*SOURCE DATA*.
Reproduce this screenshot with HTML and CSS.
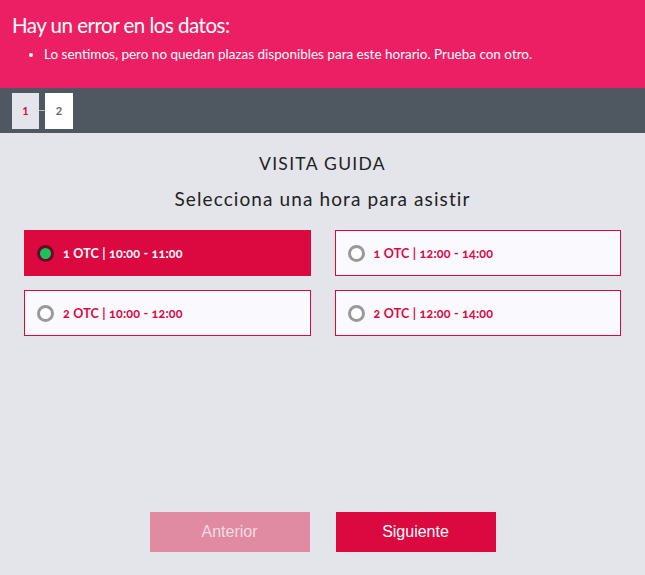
FILE: index.html
```html
<!DOCTYPE html>
<html lang="es">
<head>
    <meta charset="UTF-8">
    <meta name="viewport" content="width=device-width, initial-scale=1.0">
    <title>Visita guiada</title>
    <link rel="stylesheet" href="styles.css">
</head>
<body>
    <div class="error-box">
        <h1>Hay un error en los datos:</h1>
        <ul>
            <li>Lo sentimos, pero no quedan plazas disponibles para este horario. Prueba con otro.</li>
        </ul>
    </div>

    <div class="steps">
        <div class="step current">1</div>
        <div class="step-line"></div>
        <div class="step">2</div>
    </div>

    <div class="content">
        <h2 class="title">VISITA GUIDA</h2>
        <p class="subtitle">Selecciona una hora para asistir</p>

        <div class="slots">
            <label class="slot selected">
                <span class="radio"></span>
                <span class="slot-text">1 OTC | 10:00 - 11:00</span>
            </label>
            <label class="slot">
                <span class="radio"></span>
                <span class="slot-text">1 OTC | 12:00 - 14:00</span>
            </label>
            <label class="slot">
                <span class="radio"></span>
                <span class="slot-text">2 OTC | 10:00 - 12:00</span>
            </label>
            <label class="slot">
                <span class="radio"></span>
                <span class="slot-text">2 OTC | 12:00 - 14:00</span>
            </label>
        </div>
    </div>

    <div class="nav-buttons">
        <button class="btn disabled">Anterior</button>
        <button class="btn">Siguiente</button>
    </div>
</body>
</html>
```

FILE: styles.css
```css
body {
    margin: 0;
    height: 575px;
    font-family: Lato, "Open Sans", sans-serif;
    background-color: #e4e5ea;
    display: flex;
    flex-direction: column;
}
.error-box {
    background-color: #ec1f64;
    color: #fff;
    padding: 11px 12px 0;
    height: 77px;
}
.error-box h1 {
    margin: 0;
    font-size: 20.5px;
    font-weight: 400;
    letter-spacing: -0.5px;
    line-height: 28px;
}
.error-box ul {
    margin: 5px 0 0;
    padding-left: 32px;
    font-size: 13.5px;
    line-height: 20px;
}
.steps {
    background-color: #4f5861;
    height: 45px;
    padding: 0 12px;
    display: flex;
    align-items: center;
}
.step {
    width: 28px;
    height: 36px;
    background-color: #fff;
    color: #666;
    font-size: 11px;
    font-weight: 700;
    display: flex;
    align-items: center;
    justify-content: center;
}
.step.current {
    width: 27px;
    background-color: #e4e5ea;
    color: #dc0840;
}
.step-line {
    width: 6px;
    height: 1px;
    background-color: #bbb;
}
.content {
    flex: 1;
    padding: 0 24px;
}
.title {
    margin: 20px 0 0;
    text-align: center;
    font-size: 17.5px;
    font-weight: 400;
    letter-spacing: 1.3px;
    color: #222;
}
.subtitle {
    margin: 13px 0 0;
    text-align: center;
    font-size: 19px;
    letter-spacing: 1.1px;
    color: #222;
}
.slots {
    margin-top: 20px;
    display: grid;
    grid-template-columns: 1fr 1fr;
    column-gap: 24px;
    row-gap: 14px;
}
.slot {
    height: 46px;
    box-sizing: border-box;
    border: 1px solid #dc0840;
    background-color: #f9f9fe;
    display: flex;
    align-items: center;
    padding-left: 12px;
    cursor: pointer;
}
.slot.selected {
    background-color: #dc0840;
}
.radio {
    width: 17px;
    height: 17px;
    box-sizing: border-box;
    border: 3px solid #999;
    border-radius: 50%;
    background-color: #fff;
    margin-right: 9px;
}
.slot.selected .radio {
    border-color: #6a0a28;
    background-color: #19c35a;
}
.slot-text {
    font-size: 12.5px;
    font-weight: 700;
    font-variant-numeric: oldstyle-nums;
    letter-spacing: 0.2px;
    color: #dc0840;
}
.slot.selected .slot-text {
    color: #fff;
}
.nav-buttons {
    display: flex;
    justify-content: center;
    gap: 26px;
    padding-bottom: 23px;
}
.btn {
    width: 160px;
    height: 40px;
    border: none;
    background-color: #dc0840;
    color: #fff;
    font-family: "Liberation Sans", Arial, sans-serif;
    font-size: 16px;
    cursor: pointer;
}
.btn.disabled {
    background-color: #e08ba2;
    color: #f6dbe3;
    cursor: default;
}
```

*TASK OBJECTIVE*. Skip the pictures, then retype every line above exactly.

*IN RESPONSE*.
Reproduce this screenshot with HTML and CSS.
FILE: index.html
```html
<!DOCTYPE html>
<html lang="es">
<head>
    <meta charset="UTF-8">
    <meta name="viewport" content="width=device-width, initial-scale=1.0">
    <title>Visita guiada</title>
    <link rel="stylesheet" href="styles.css">
</head>
<body>
    <div class="error-box">
        <h1>Hay un error en los datos:</h1>
        <ul>
            <li>Lo sentimos, pero no quedan plazas disponibles para este horario. Prueba con otro.</li>
        </ul>
    </div>

    <div class="steps">
        <div class="step current">1</div>
        <div class="step-line"></div>
        <div class="step">2</div>
    </div>

    <div class="content">
        <h2 class="title">VISITA GUIDA</h2>
        <p class="subtitle">Selecciona una hora para asistir</p>

        <div class="slots">
            <label class="slot selected">
                <span class="radio"></span>
                <span class="slot-text">1 OTC | 10:00 - 11:00</span>
            </label>
            <label class="slot">
                <span class="radio"></span>
                <span class="slot-text">1 OTC | 12:00 - 14:00</span>
            </label>
            <label class="slot">
                <span class="radio"></span>
                <span class="slot-text">2 OTC | 10:00 - 12:00</span>
            </label>
            <label class="slot">
                <span class="radio"></span>
                <span class="slot-text">2 OTC | 12:00 - 14:00</span>
            </label>
        </div>
    </div>

    <div class="nav-buttons">
        <button class="btn disabled">Anterior</button>
        <button class="btn">Siguiente</button>
    </div>
</body>
</html>
```

FILE: styles.css
```css
body {
    margin: 0;
    height: 575px;
    font-family: Lato, "Open Sans", sans-serif;
    background-color: #e4e5ea;
    display: flex;
    flex-direction: column;
}
.error-box {
    background-color: #ec1f64;
    color: #fff;
    padding: 11px 12px 0;
    height: 77px;
}
.error-box h1 {
    margin: 0;
    font-size: 20.5px;
    font-weight: 400;
    letter-spacing: -0.5px;
    line-height: 28px;
}
.error-box ul {
    margin: 5px 0 0;
    padding-left: 32px;
    font-size: 13.5px;
    line-height: 20px;
}
.steps {
    background-color: #4f5861;
    height: 45px;
    padding: 0 12px;
    display: flex;
    align-items: center;
}
.step {
    width: 28px;
    height: 36px;
    background-color: #fff;
    color: #666;
    font-size: 11px;
    font-weight: 700;
    display: flex;
    align-items: center;
    justify-content: center;
}
.step.current {
    width: 27px;
    background-color: #e4e5ea;
    color: #dc0840;
}
.step-line {
    width: 6px;
    height: 1px;
    background-color: #bbb;
}
.content {
    flex: 1;
    padding: 0 24px;
}
.title {
    margin: 20px 0 0;
    text-align: center;
    font-size: 17.5px;
    font-weight: 400;
    letter-spacing: 1.3px;
    color: #222;
}
.subtitle {
    margin: 13px 0 0;
    text-align: center;
    font-size: 19px;
    letter-spacing: 1.1px;
    color: #222;
}
.slots {
    margin-top: 20px;
    display: grid;
    grid-template-columns: 1fr 1fr;
    column-gap: 24px;
    row-gap: 14px;
}
.slot {
    height: 46px;
    box-sizing: border-box;
    border: 1px solid #dc0840;
    background-color: #f9f9fe;
    display: flex;
    align-items: center;
    padding-left: 12px;
    cursor: pointer;
}
.slot.selected {
    background-color: #dc0840;
}
.radio {
    width: 17px;
    height: 17px;
    box-sizing: border-box;
    border: 3px solid #999;
    border-radius: 50%;
    background-color: #fff;
    margin-right: 9px;
}
.slot.selected .radio {
    border-color: #6a0a28;
    background-color: #19c35a;
}
.slot-text {
    font-size: 12.5px;
    font-weight: 700;
    font-variant-numeric: oldstyle-nums;
    letter-spacing: 0.2px;
    color: #dc0840;
}
.slot.selected .slot-text {
    color: #fff;
}
.nav-buttons {
    display: flex;
    justify-content: center;
    gap: 26px;
    padding-bottom: 23px;
}
.btn {
    width: 160px;
    height: 40px;
    border: none;
    background-color: #dc0840;
    color: #fff;
    font-family: "Liberation Sans", Arial, sans-serif;
    font-size: 16px;
    cursor: pointer;
}
.btn.disabled {
    background-color: #e08ba2;
    color: #f6dbe3;
    cursor: default;
}
```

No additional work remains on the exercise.